Tainter infuses more strength into the González family by retelling how the Mapuches/Pehuenches repelled the Spanish invasion of Chile in the 1500s and fought the genocide of their indigenous society in the late 1990s under the dictator Pinochet. Tainter emphasizes this group’s historical support of the working class, especially during the socialist Allende regime, despite anti-Allende interference from USA’s Kennedy and Nixon administrations.

Into this powerful family of indigenous shamans, healers, and sheep and cattle ranchers strides Robert, an American in search of medicinal plants for his company, Pharmtec. This is 1973, and Robert is a pioneer in the development of healing floras, of which southern Chile has an abundance.

A self-described gringo, Robert is, without a doubt, Tainter. An emeritus professor of forest pathology from Clemson University, Tainter has published more than 150 scientific articles. He has researched causes of tree diseases in the United States, Chile, Mexico, Colombia, and Ecuador and was an associate editor of the journal Plant Disease. From 1964 through 1966, he served in the Peace Corps at the Forestry Institute in Santiago, Chile. These experiences lend passion to this magical, historical, and fictional tale of shamans, fighters, patriots, and plant spirit medicine workers.

Interspersed with solid slabs of history, the story of Robert’s love for Rosa unfolds in two segments. First, a young Robert befriends Rosa’s parents and saves the life of the mother, Claudia, a powerful machi. Vietnam intervenes, plunging Robert back into the dangerous world of smokejumping, a job he held in civilian life. (Tainter also parachuted into hard-to-reach areas to fight fires.) By splicing together the past and the present in parallel stories that eventually intersect, Tainter creates a hybrid novel that is part historical primer and part love story. The history covers the Arauco War, the colonization and the persecution of the indigenous people by the Chilean government, the construction of what was the longest tunnel in South America in the 1920s, how vineyards came to Chile, the coup of 1973, the fire of 1983, and more. Of course, the González family has ties to these events.
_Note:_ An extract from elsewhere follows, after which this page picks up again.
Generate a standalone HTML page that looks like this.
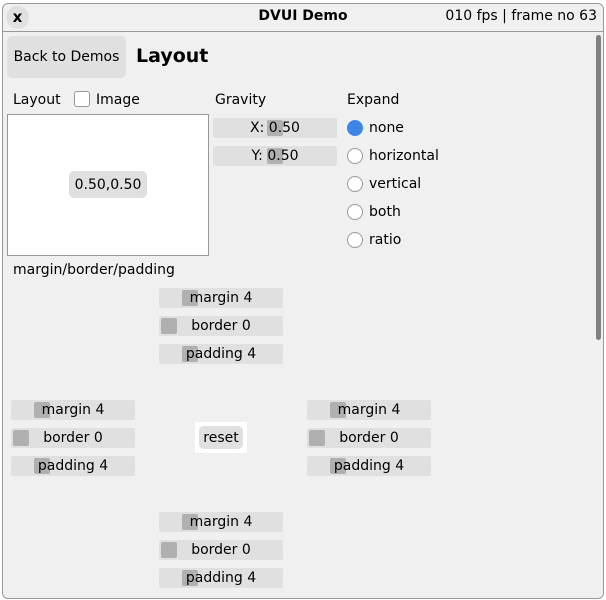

The love story begins when Robert returns to Chile after sustaining disabling war injuries, hence the title’s meaning: ¿Eres tú? (Is it you?). Love unfolds in this mystical, magical town of Lonquimay, braced by the powerful conceit of folklore. Through folktales, Tainter unwraps the Mapuches/Pehuenches’ common history, reinforces their cultural values, and highlights their important traditions. The ethereal Chilean world of guardian ghosts, the secret valley of giant sloths, and miraculous plant remedies that cheat death contrast with Robert’s background in science and genetics. But somehow, like a marriage of opposites, this created domain works.

Line illustrations of plants throughout and a notebook that lists medicinal plants help bring together this world of fact and fiction. For ease of reading, Spanish and Latin words and phrases are printed in italics, and native dialect appears in bold italics. To set the tone, most chapters begin with a title or short verse of music from Chilean folklore. This sweeping saga of the history of Lonquimay, the indigenous Mapuches/Pehuenches, the González family, and the gringo Robert delves deep into plant medicine, folklore, shamanism, and the bloody conflicts that shaped Chile. Adventure, love, history, and genetics swirl delightfully in this love letter to the Lonquimay Valley and the people who shaped it.